I'm only 24 minutes into this movie, and I had to stop and come over here to vent.
Netflix's documentary "Black Barbie" documents the history of black dolls in the US and interviews a series of women about black Barbie dolls. The women include Beulah Mae Mitchell, who was the first black woman to work at Mattel; Kitty Black Perkins, who designed the first black Barbie; and a variety of celebrities, including Misty Copeland and Gabourey Sidibe. (Copeland talks about how Mattel made a doll of her; Sidibe talks about her negative reaction to Barbies growing up.)
And every time one of these women is introduced, the screen reads, "[Name] (she/her)."

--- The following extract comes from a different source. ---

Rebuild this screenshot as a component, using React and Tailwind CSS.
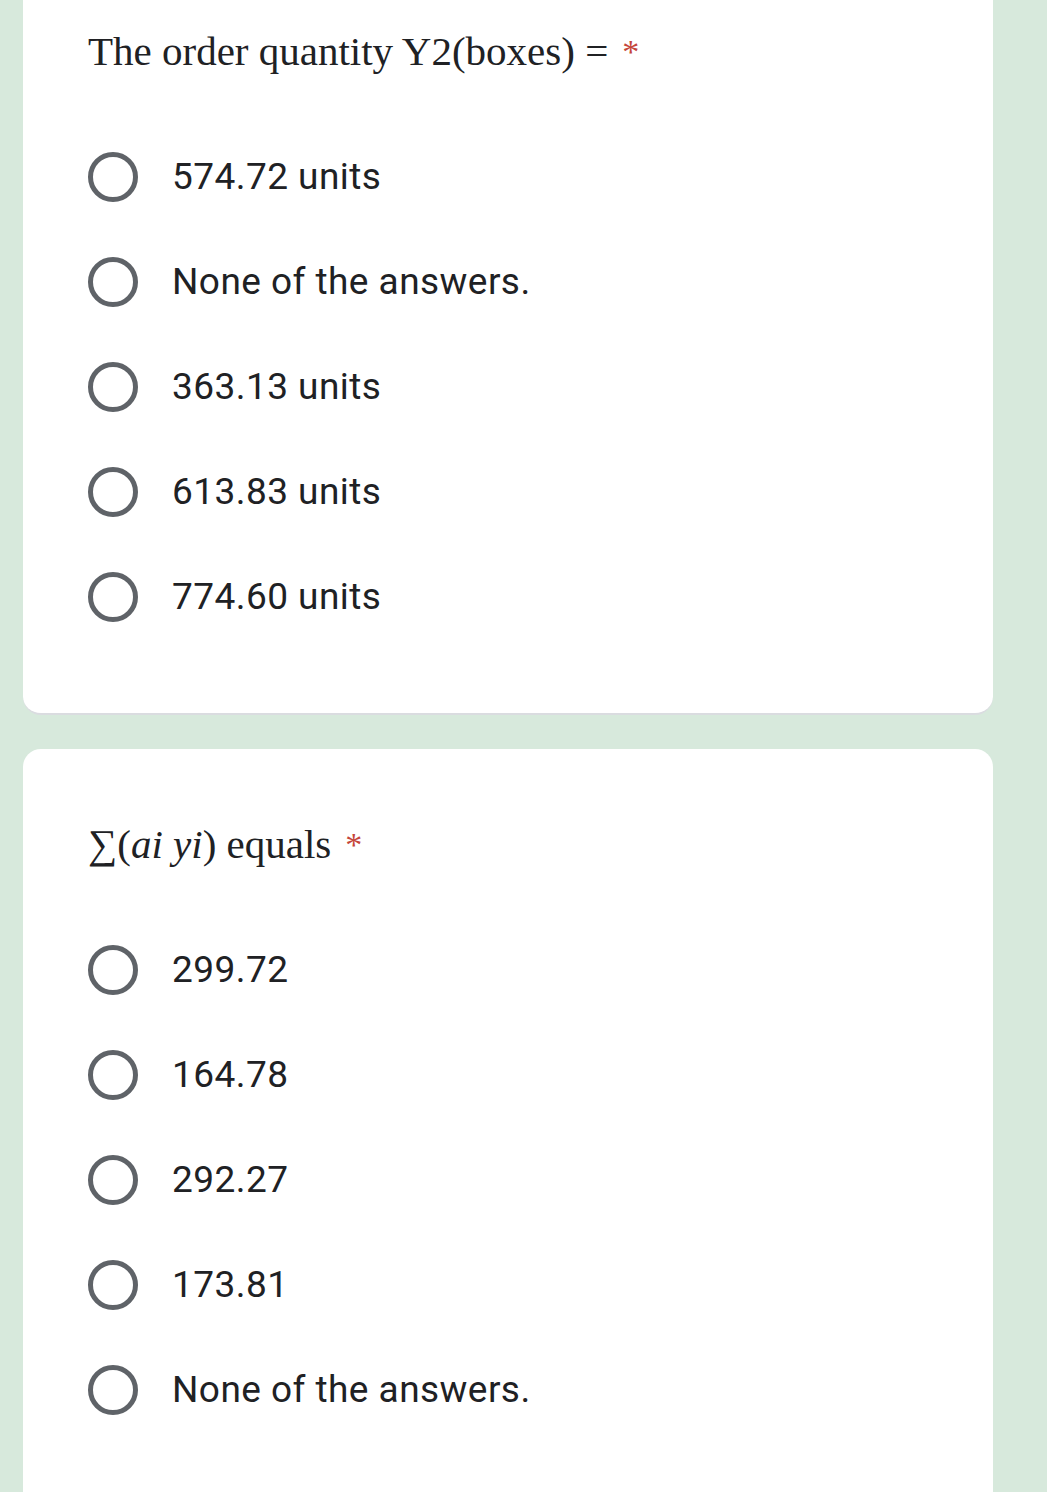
import React from 'react';

const serif = { fontFamily: '"Liberation Serif", "DejaVu Serif", serif' };
const sans = { fontFamily: 'Roboto, "Noto Sans", sans-serif' };

function Radio({ label }) {
  return (
    <div className="flex items-center h-[105px]">
      <span className="block w-[50px] h-[50px] rounded-full border-[5px] border-[#5f6368] shrink-0"></span>
      <span className="ml-[34px] text-[37px] leading-none tracking-[0.45px] text-[#202124]" style={sans}>
        {label}
      </span>
    </div>
  );
}

function Question({ title, options, className }) {
  return (
    <div className={`bg-white rounded-[18px] border-b-2 border-[#dadce0] pt-[66px] pl-[65px] pr-[40px] ${className}`}>
      <div className="h-[60px] flex items-center text-[41px] text-[#202124]" style={serif}>
        {title}
        <span className="ml-[14px] text-[34px] text-[#c5453a] self-start mt-[4px]" style={serif}>*</span>
      </div>
      <div className="mt-[42px]">
        {options.map((o, i) => (
          <Radio key={i} label={o} />
        ))}
      </div>
    </div>
  );
}

export default function App() {
  return (
    <div className="w-[1047px] h-[1492px] overflow-hidden bg-[#d7e9dc] pl-[23px] pr-[54px]">
      <Question
        className="-mt-[44px] pb-[64px]"
        title={<span>The order quantity Y2(boxes) =</span>}
        options={['574.72 units', 'None of the answers.', '363.13 units', '613.83 units', '774.60 units']}
      />
      <Question
        className="mt-[34px] pb-[120px]"
        title={
          <span>
            ∑(<i>ai yi</i>) equals
          </span>
        }
        options={['299.72', '164.78', '292.27', '173.81', 'None of the answers.']}
      />
    </div>
  );
}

It's just boiling my blood. Wow, Beulah Mae Mitchell goes by she/her pronouns? An elderly black woman in her eighties, who the documentary refers to early on as someone's aunt - who would have thought?! Though this surely isn't the filmmakers' intention, it seems almost like it's mocking or insulting her. "You can't see with your own eyes that this is a woman, so we'd better tell you." Except, of course, that Mitchell indisputably looks like a woman, and anyone with half a brain cell would make the correct assumption that this is a she/her. It's just rubbing me the wrong way that an older black woman is being treated this way. In parts of the US, when she was a young woman, she wouldn't have been granted the courtesy of being called "ma'am." Now she's an old woman and she's not being granted the courtesy of people acknowledging that her womanhood is obvious.
And Misty Copeland! Yes, prima ballerinas are she/her. They're women. They have to be women in order to hold that job. Otherwise they'd be dancing the male parts in ballet and would just be called ballet dancers, not ballerinas.
We can't even having a fucking Barbie doll documentary without gender ideology being pushed at us.